Вот случайность! Еврей, торговец фотографиями, подбрасывает мне снимок моего идеала! Это небольшой листок - "Венера с зеркалом" Тициана - что за женщина! Я напишу стихотворение. Нет! Я возьму этот листок и подпишу под ним: "Венера в мехах".
Ты мерзнешь - ты, сама зажигающая пламя! Закутайся же в свои деспотовы меха - кому они и приличествуют, если не тебе, жестокая богиня красоты и любви!..
А через некоторое время я прибавил к подписи несколько стихов Гете, которые я недавно нашел в его "Паралипомене" к "Фаусту".
Амуру!
Подложна пара крыльев
И стрелы - это когти,
Вне всякого сомненья,
Как и все боги Греции,
Переодетый дьявол он.
Затем я поставил снимок перед собой на столе, подперев его книгой, и принялся его рассматривать.
Холодное кокетство прекрасной женщины, с которым она драпирует свою красоту темными собольими мехами, суровость, жестокость, запечатленные в чертах мраморного лика, восхищают меня и в то же время внушают мне ужас.
Я снова берусь за перо, и вот что теперь здесь написано:
"Любить, быть любимым - какое счастье!
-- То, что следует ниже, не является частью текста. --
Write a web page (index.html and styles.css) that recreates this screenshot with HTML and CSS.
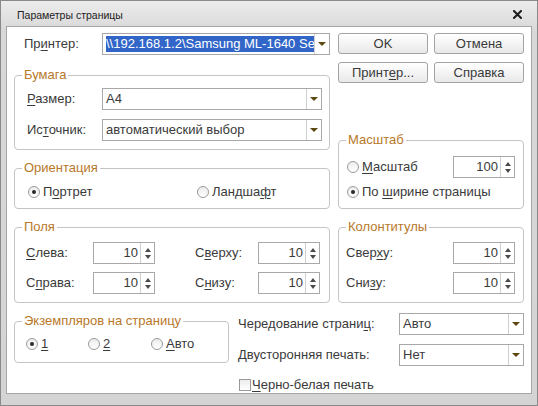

И все же, как бледнеет его сияние перед полным мукой блаженством - боготворить женщину, которая делает нас своей игрушкой, быть рабом прекрасной тиранки, безжалостно попирающей нас ногами. Даже Самсон, этот герой, этот великан, отдался еще раз в руки Далилы, изменившей ему, и она еще раз предала его, и филистимляне связали его прямо перед ней и выкололи ему глаза, которые он до последнего мгновения, опьяненный яростью и любовью, не спускал с прекрасной изменницы".
Я завтракал в своей увитой жимолостью беседке и читал книгу Юдифи и завидовал свирепому язычнику Олоферну из-за царственной женщины, которая отсекла ему голову, и из-за его кроваво-прекрасной кончины.
"И покарал его Господь, и отдал его в руки женщины".
Эта фраза поразила меня.
Как нелюбезны эти евреи, думал я. Да и сам Бог их - он мог бы выбирать и более приличные выражения, говоря о прекрасном поле!
"И покарал его Господь и отдал в руки женщины", повторял я про себя. Ну и что бы мне такого натворить, чтобы он и меня покарал?
Ах, ради Бога! Опять идет наша домохозяйка, за ночь она опять сморщилась и стала немного меньше. А там наверху, меж зеленых усиков и цепочек, опять что-то белеет. Венера это или вдова?
На этот раз вдова, потому что мадам Тартаковская, приседая, просит у меня от ее имени книг для чтения.